## Task to carry out
Quote word for word the lines below, beginning with the first and ending with the one that has "import React from". Drop the pictures.
_ _ _ _ _ _ _
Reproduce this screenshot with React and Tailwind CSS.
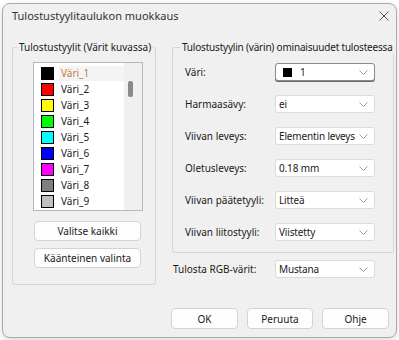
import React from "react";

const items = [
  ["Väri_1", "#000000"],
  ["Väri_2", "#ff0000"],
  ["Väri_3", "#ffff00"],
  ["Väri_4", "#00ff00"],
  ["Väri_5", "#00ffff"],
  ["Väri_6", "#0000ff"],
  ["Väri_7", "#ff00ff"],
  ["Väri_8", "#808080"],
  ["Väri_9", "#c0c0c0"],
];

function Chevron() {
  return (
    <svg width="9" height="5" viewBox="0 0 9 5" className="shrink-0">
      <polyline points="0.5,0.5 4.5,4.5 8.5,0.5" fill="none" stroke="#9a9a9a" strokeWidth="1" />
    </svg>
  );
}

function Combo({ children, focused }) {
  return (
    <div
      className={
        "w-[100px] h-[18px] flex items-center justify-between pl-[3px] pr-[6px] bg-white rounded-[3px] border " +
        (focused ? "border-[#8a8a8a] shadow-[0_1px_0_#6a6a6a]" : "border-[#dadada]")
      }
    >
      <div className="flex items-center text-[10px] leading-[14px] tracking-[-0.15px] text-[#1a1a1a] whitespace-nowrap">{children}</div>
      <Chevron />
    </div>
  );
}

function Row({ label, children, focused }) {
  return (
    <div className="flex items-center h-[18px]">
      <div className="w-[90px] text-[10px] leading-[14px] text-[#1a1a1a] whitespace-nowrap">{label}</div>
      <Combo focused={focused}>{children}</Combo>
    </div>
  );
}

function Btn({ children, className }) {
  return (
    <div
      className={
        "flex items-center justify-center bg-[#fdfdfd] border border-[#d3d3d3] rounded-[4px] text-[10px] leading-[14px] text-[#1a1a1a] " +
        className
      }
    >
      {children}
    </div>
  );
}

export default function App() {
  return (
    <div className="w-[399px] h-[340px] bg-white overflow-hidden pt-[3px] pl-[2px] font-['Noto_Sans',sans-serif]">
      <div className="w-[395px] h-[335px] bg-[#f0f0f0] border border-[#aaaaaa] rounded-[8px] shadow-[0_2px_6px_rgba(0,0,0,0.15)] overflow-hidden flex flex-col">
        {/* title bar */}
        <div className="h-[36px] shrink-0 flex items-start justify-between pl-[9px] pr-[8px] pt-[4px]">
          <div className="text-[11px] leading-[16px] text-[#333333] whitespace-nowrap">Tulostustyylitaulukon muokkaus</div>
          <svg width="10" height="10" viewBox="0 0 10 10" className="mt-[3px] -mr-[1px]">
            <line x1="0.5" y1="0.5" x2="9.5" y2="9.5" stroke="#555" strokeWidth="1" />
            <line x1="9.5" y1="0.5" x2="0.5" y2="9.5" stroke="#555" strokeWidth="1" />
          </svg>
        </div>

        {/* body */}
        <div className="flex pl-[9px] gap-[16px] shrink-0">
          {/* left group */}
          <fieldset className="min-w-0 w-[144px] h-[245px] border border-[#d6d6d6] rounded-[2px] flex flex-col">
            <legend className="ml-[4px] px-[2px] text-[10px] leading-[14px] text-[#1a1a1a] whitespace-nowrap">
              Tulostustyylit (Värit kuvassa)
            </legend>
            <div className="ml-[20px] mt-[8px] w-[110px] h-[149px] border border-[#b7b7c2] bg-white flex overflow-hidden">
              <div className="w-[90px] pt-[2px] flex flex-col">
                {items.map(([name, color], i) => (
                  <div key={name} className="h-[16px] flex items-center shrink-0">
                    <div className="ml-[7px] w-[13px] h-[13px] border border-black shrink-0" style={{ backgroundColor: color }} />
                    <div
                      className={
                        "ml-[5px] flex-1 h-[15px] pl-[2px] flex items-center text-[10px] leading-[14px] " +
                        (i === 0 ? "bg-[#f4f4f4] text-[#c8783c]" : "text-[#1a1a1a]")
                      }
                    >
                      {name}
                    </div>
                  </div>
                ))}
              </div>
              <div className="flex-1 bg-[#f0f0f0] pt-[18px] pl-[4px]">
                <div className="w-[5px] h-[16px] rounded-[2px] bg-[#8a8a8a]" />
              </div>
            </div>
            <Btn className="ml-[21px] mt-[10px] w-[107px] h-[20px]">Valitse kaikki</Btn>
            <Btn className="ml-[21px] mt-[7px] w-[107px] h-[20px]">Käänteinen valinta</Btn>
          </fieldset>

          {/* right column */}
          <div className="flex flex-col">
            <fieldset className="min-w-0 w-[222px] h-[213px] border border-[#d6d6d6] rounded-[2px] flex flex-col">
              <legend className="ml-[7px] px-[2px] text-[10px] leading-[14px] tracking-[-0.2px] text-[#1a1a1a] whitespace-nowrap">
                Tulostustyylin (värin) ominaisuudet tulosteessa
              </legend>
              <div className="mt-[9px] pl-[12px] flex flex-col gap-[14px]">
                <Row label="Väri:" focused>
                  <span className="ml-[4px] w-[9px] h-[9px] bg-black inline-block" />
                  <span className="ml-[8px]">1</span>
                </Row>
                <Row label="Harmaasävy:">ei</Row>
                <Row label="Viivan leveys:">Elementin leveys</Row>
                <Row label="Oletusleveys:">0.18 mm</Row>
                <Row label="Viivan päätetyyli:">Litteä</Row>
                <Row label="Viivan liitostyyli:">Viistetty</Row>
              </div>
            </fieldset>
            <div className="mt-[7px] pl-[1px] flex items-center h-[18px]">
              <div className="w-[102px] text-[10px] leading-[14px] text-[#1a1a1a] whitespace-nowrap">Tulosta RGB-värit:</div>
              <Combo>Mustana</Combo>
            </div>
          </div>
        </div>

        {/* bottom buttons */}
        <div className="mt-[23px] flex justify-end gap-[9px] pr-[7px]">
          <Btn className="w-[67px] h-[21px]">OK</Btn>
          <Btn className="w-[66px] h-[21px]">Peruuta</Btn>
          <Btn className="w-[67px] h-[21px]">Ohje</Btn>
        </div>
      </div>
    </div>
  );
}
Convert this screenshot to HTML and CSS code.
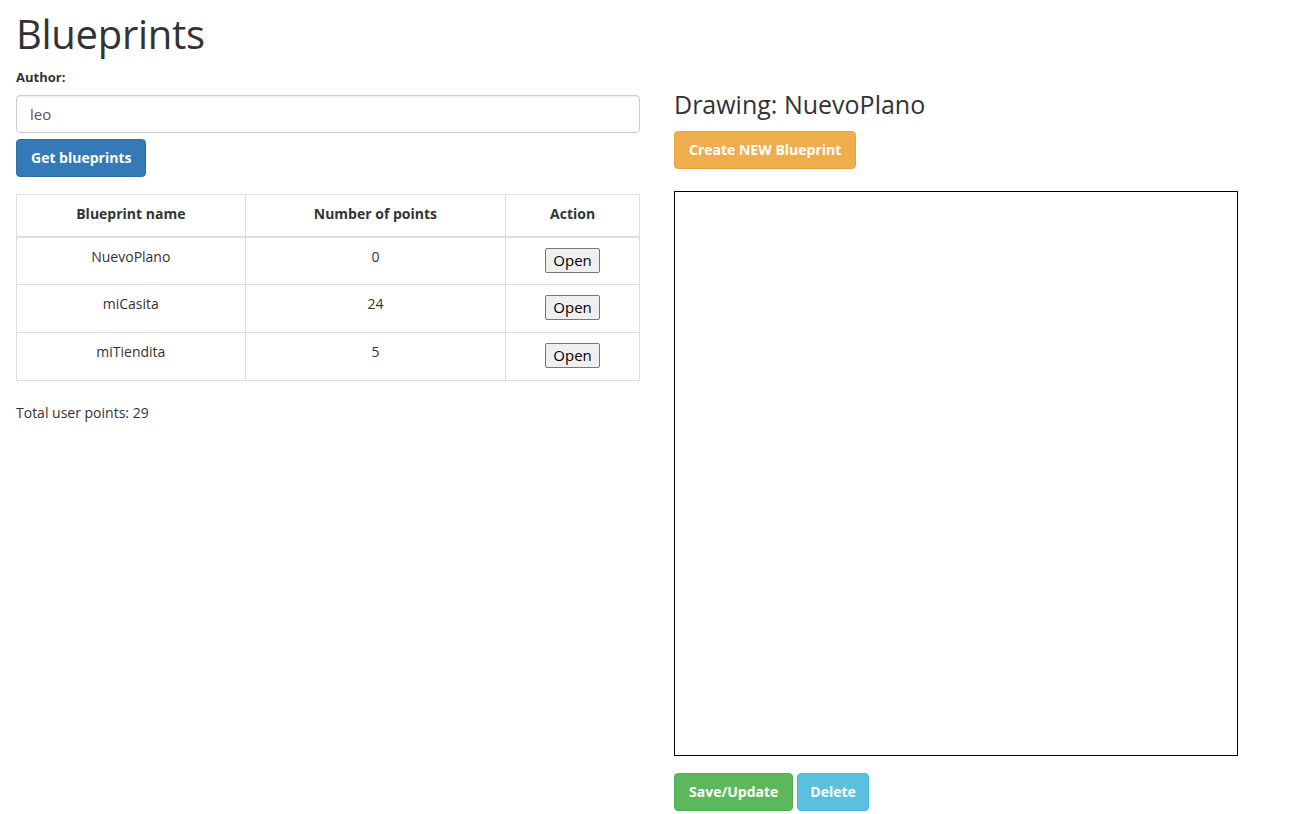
_ _ _ _ _ _ _
## Complete output
Reproduce this screenshot with React and Tailwind CSS.
import React from "react";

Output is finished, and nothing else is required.